__Pages as source code__:
>> begin

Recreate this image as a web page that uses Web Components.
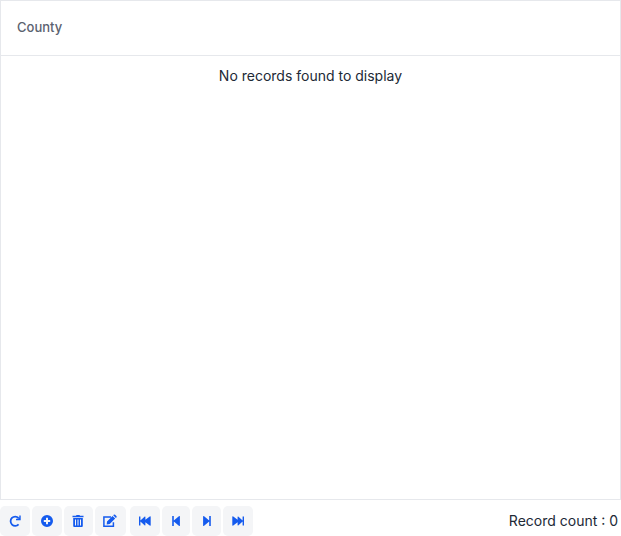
<!DOCTYPE html>
<html lang="en">
<head>
<meta charset="utf-8">
<title>County records</title>
<style>
html,body{height:100%}
body{margin:0;background:#fff;color:#212936;font:14px/20px Inter,"Liberation Sans",sans-serif;overflow:hidden}
</style>
</head>
<body>
<record-view></record-view>
<script>
const icons = {
  refresh: '<path d="M11.600 10.300A4.600 4.600 0 1 1 11.500 4" fill="none" stroke="currentColor" stroke-width="1.800"/><path d="M13.700 1.500v4.700H9V4.800h1.900L12.300 3.400V1.500z"/>',
  add: '<path fill-rule="evenodd" d="M8 1a6 6 0 1 0 0 12A6 6 0 0 0 8 1zM7 3.800h2V6h2.200v2H9v2.200H7V8H4.800V6H7z"/>',
  remove: '<path fill-rule="evenodd" d="M2.500 1.800H6L6.500 1h3l.5.800h3.500v1.500h-11zM3.200 4h9.600V12q0 1-1 1H4.200q-1 0-1-1zM5 5.400v6.200h1V5.400zm2.500 0v6.200h1V5.400zm2.500 0v6.200h1V5.400z"/>',
  edit: '<path d="M9 2.900H1.900V12.200h9.500V8.300" fill="none" stroke="currentColor" stroke-width="1.500"/><path d="M5 7.400l5.500-5.500 2.700 2.700-5.500 5.500-3 .4zM11.200 1.300l.5-.5q.7-.6 1.400 0l1.300 1.300q.6.700 0 1.400l-.5.500z"/>',
  first: '<path d="M2 2.500h1.400v4L7.800 2.600q.6-.4.600.3v2.900l4.300-3.200q1-.7 1 .4v8q0 1.100-1 .4L8.400 8.200v2.900q0 .7-.6.300L3.400 7.500v4H2z"/>',
  prev: '<path d="M4.200 2h1.600v4.400L10.900 2.200q1-.7 1 .4v8.800q0 1.100-1 .4L5.800 7.600V12H4.200z"/>',
  next: '<path d="M11.800 2h-1.600v4.400L5.100 2.200q-1-.7-1 .4v8.800q0 1.100 1 .4l5.100-4.200V12h1.600z"/>',
  last: '<path d="M14 2.500h-1.400v4L8.200 2.600q-.6-.4-.6.300v2.900L3.300 2.600q-1-.7-1 .4v8q0 1.100 1 .4l4.300-3.200v2.900q0 .7.600.3l4.400-3.900v4H14z"/>'
};

class IconButton extends HTMLElement {
  connectedCallback() {
    const name = this.getAttribute('icon');
    this.attachShadow({mode:'open'}).innerHTML = `
      <style>
        :host{display:block;height:30px}
        button{display:flex;align-items:center;justify-content:center;width:100%;height:30px;padding:0;border:0;border-radius:5px;background:#f4f5f7;color:#155bee}
        svg{display:block;flex:none;fill:currentColor;overflow:visible}
        :host([icon="remove"]) button,:host([icon="edit"]) button{padding-right:1px}
      </style>
      <button aria-label="${name}"><svg width="16" height="14" viewBox="0 0 16 14">${icons[name]}</svg></button>`;
  }
}
customElements.define('icon-button', IconButton);

class DataGrid extends HTMLElement {
  connectedCallback() {
    this.attachShadow({mode:'open'}).innerHTML = `
      <style>
        :host{display:flex;flex-direction:column;box-sizing:border-box;border:1px solid #e6e8ec}
        header{box-sizing:border-box;height:55px;padding:16px 16px 18px;border-bottom:1px solid #e6e8ec;color:#5b6270;font-size:13px;font-weight:500}
        main{flex:1;padding-top:10px;text-align:center}
      </style>
      <header><slot name="heading"></slot></header>
      <main><slot></slot></main>`;
  }
}
customElements.define('data-grid', DataGrid);

class RecordToolbar extends HTMLElement {
  connectedCallback() {
    this.attachShadow({mode:'open'}).innerHTML = `
      <style>
        :host{display:flex;justify-content:space-between;height:30px}
        nav{display:grid;grid-template-columns:30px 30px 29px 31px;gap:2px}
        nav + nav{grid-template-columns:30px 28px 29px 30px;margin-left:4px}
        .buttons{display:flex}
        .count{padding:5px 3px 0 0;white-space:nowrap}
      </style>
      <div class="buttons">
        <nav><icon-button icon="refresh"></icon-button><icon-button icon="add"></icon-button><icon-button icon="remove"></icon-button><icon-button icon="edit"></icon-button></nav>
        <nav><icon-button icon="first"></icon-button><icon-button icon="prev"></icon-button><icon-button icon="next"></icon-button><icon-button icon="last"></icon-button></nav>
      </div>
      <div class="count"><slot></slot></div>`;
  }
}
customElements.define('record-toolbar', RecordToolbar);

class RecordView extends HTMLElement {
  connectedCallback() {
    this.attachShadow({mode:'open'}).innerHTML = `
      <style>
        :host{display:grid;grid-template-rows:500px 30px;row-gap:6px;height:536px}
      </style>
      <data-grid><span slot="heading">County</span>No records found to display</data-grid>
      <record-toolbar>Record count : 0</record-toolbar>`;
  }
}
customElements.define('record-view', RecordView);
</script>
</body>
</html>
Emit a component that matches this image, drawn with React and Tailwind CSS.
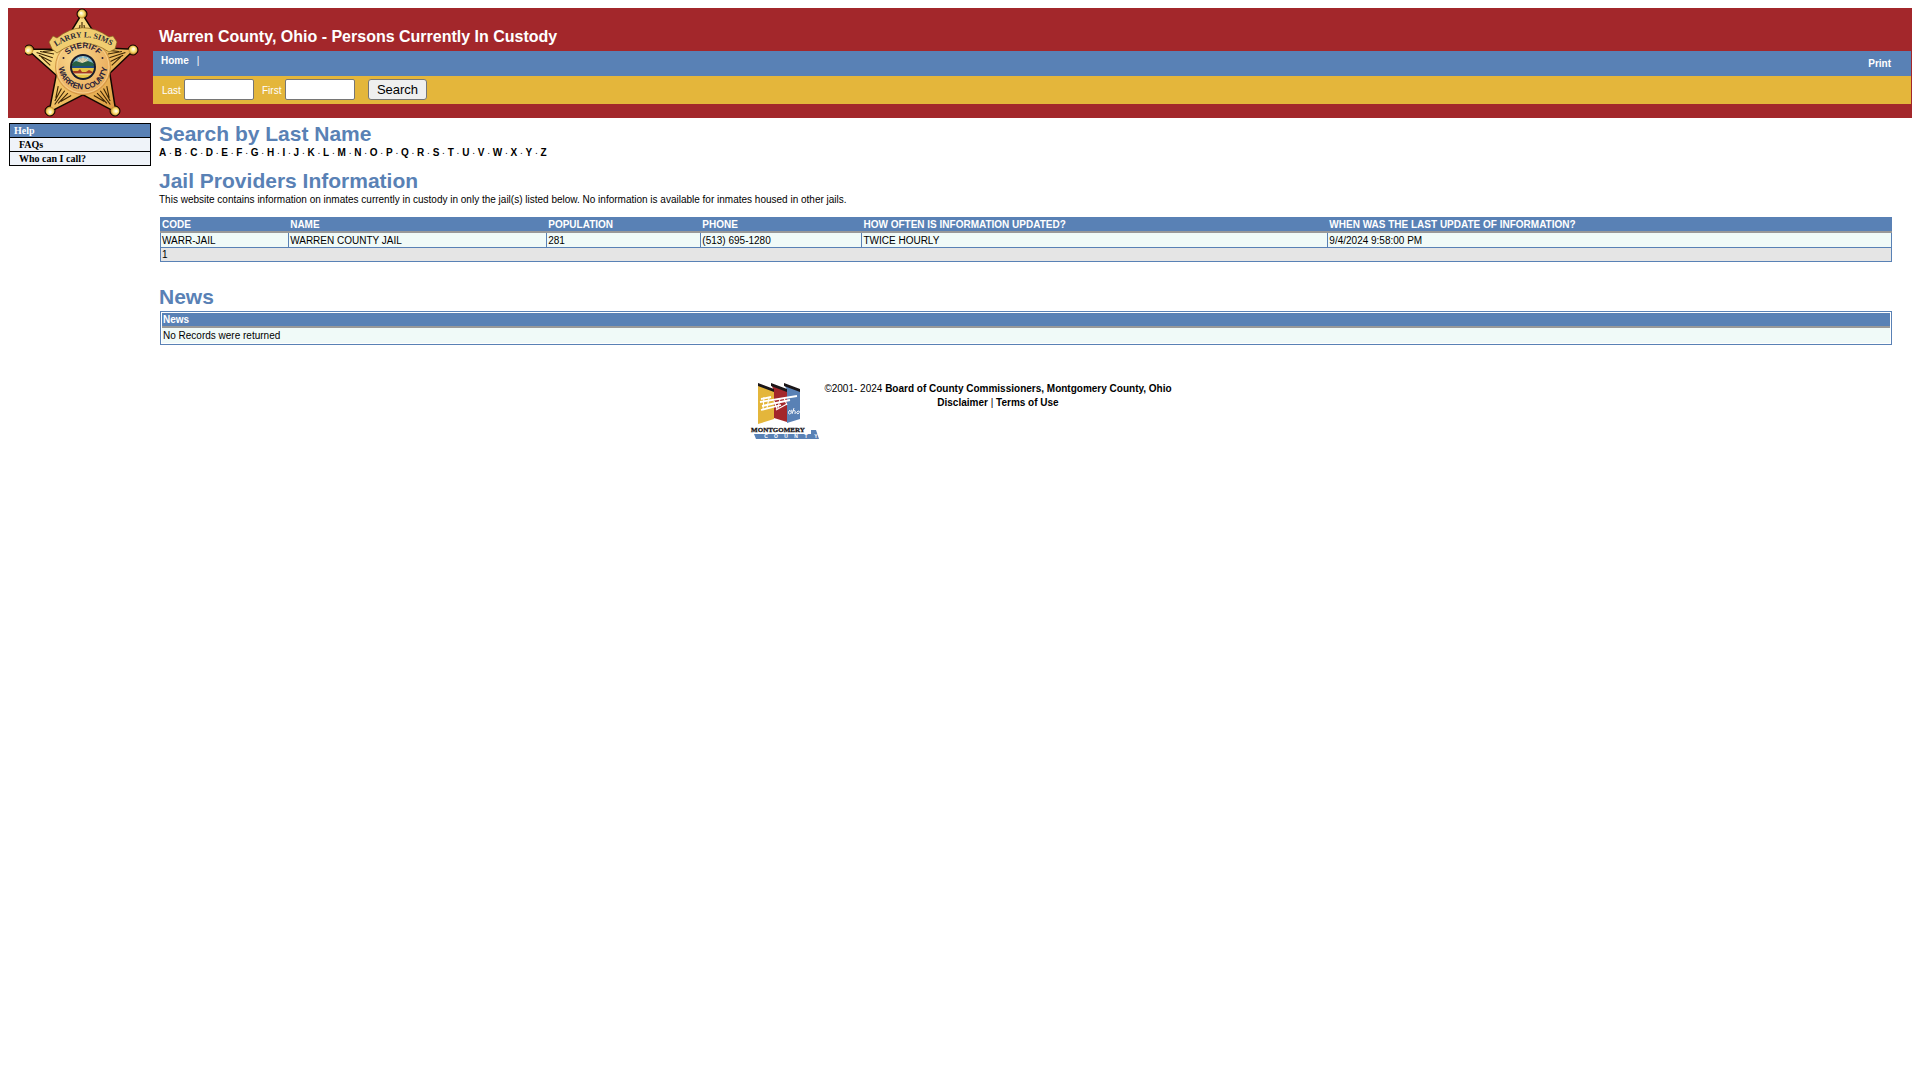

>> end

__What to work on__:
Pictures don't belong in the copy. Transcribe every record exactly as it appears.

__Response to the exercise__:
Recreate this image as a web page that uses Web Components.
<!DOCTYPE html>
<html lang="en">
<head>
<meta charset="utf-8">
<title>County records</title>
<style>
html,body{height:100%}
body{margin:0;background:#fff;color:#212936;font:14px/20px Inter,"Liberation Sans",sans-serif;overflow:hidden}
</style>
</head>
<body>
<record-view></record-view>
<script>
const icons = {
  refresh: '<path d="M11.600 10.300A4.600 4.600 0 1 1 11.500 4" fill="none" stroke="currentColor" stroke-width="1.800"/><path d="M13.700 1.500v4.700H9V4.800h1.900L12.300 3.400V1.500z"/>',
  add: '<path fill-rule="evenodd" d="M8 1a6 6 0 1 0 0 12A6 6 0 0 0 8 1zM7 3.800h2V6h2.200v2H9v2.200H7V8H4.800V6H7z"/>',
  remove: '<path fill-rule="evenodd" d="M2.500 1.800H6L6.500 1h3l.5.800h3.500v1.500h-11zM3.200 4h9.600V12q0 1-1 1H4.200q-1 0-1-1zM5 5.400v6.200h1V5.400zm2.500 0v6.200h1V5.400zm2.500 0v6.200h1V5.400z"/>',
  edit: '<path d="M9 2.900H1.900V12.200h9.500V8.300" fill="none" stroke="currentColor" stroke-width="1.500"/><path d="M5 7.400l5.500-5.500 2.700 2.700-5.500 5.500-3 .4zM11.200 1.300l.5-.5q.7-.6 1.400 0l1.300 1.300q.6.700 0 1.400l-.5.500z"/>',
  first: '<path d="M2 2.500h1.400v4L7.800 2.600q.6-.4.600.3v2.900l4.300-3.200q1-.7 1 .4v8q0 1.100-1 .4L8.400 8.200v2.900q0 .7-.6.300L3.400 7.500v4H2z"/>',
  prev: '<path d="M4.200 2h1.600v4.400L10.900 2.200q1-.7 1 .4v8.800q0 1.100-1 .4L5.800 7.600V12H4.200z"/>',
  next: '<path d="M11.800 2h-1.600v4.400L5.100 2.200q-1-.7-1 .4v8.800q0 1.100 1 .4l5.100-4.200V12h1.600z"/>',
  last: '<path d="M14 2.500h-1.400v4L8.200 2.600q-.6-.4-.6.300v2.900L3.300 2.600q-1-.7-1 .4v8q0 1.100 1 .4l4.300-3.200v2.900q0 .7.600.3l4.400-3.900v4H14z"/>'
};

class IconButton extends HTMLElement {
  connectedCallback() {
    const name = this.getAttribute('icon');
    this.attachShadow({mode:'open'}).innerHTML = `
      <style>
        :host{display:block;height:30px}
        button{display:flex;align-items:center;justify-content:center;width:100%;height:30px;padding:0;border:0;border-radius:5px;background:#f4f5f7;color:#155bee}
        svg{display:block;flex:none;fill:currentColor;overflow:visible}
        :host([icon="remove"]) button,:host([icon="edit"]) button{padding-right:1px}
      </style>
      <button aria-label="${name}"><svg width="16" height="14" viewBox="0 0 16 14">${icons[name]}</svg></button>`;
  }
}
customElements.define('icon-button', IconButton);

class DataGrid extends HTMLElement {
  connectedCallback() {
    this.attachShadow({mode:'open'}).innerHTML = `
      <style>
        :host{display:flex;flex-direction:column;box-sizing:border-box;border:1px solid #e6e8ec}
        header{box-sizing:border-box;height:55px;padding:16px 16px 18px;border-bottom:1px solid #e6e8ec;color:#5b6270;font-size:13px;font-weight:500}
        main{flex:1;padding-top:10px;text-align:center}
      </style>
      <header><slot name="heading"></slot></header>
      <main><slot></slot></main>`;
  }
}
customElements.define('data-grid', DataGrid);

class RecordToolbar extends HTMLElement {
  connectedCallback() {
    this.attachShadow({mode:'open'}).innerHTML = `
      <style>
        :host{display:flex;justify-content:space-between;height:30px}
        nav{display:grid;grid-template-columns:30px 30px 29px 31px;gap:2px}
        nav + nav{grid-template-columns:30px 28px 29px 30px;margin-left:4px}
        .buttons{display:flex}
        .count{padding:5px 3px 0 0;white-space:nowrap}
      </style>
      <div class="buttons">
        <nav><icon-button icon="refresh"></icon-button><icon-button icon="add"></icon-button><icon-button icon="remove"></icon-button><icon-button icon="edit"></icon-button></nav>
        <nav><icon-button icon="first"></icon-button><icon-button icon="prev"></icon-button><icon-button icon="next"></icon-button><icon-button icon="last"></icon-button></nav>
      </div>
      <div class="count"><slot></slot></div>`;
  }
}
customElements.define('record-toolbar', RecordToolbar);

class RecordView extends HTMLElement {
  connectedCallback() {
    this.attachShadow({mode:'open'}).innerHTML = `
      <style>
        :host{display:grid;grid-template-rows:500px 30px;row-gap:6px;height:536px}
      </style>
      <data-grid><span slot="heading">County</span>No records found to display</data-grid>
      <record-toolbar>Record count : 0</record-toolbar>`;
  }
}
customElements.define('record-view', RecordView);
</script>
</body>
</html>
Emit a component that matches this image, drawn with React and Tailwind CSS.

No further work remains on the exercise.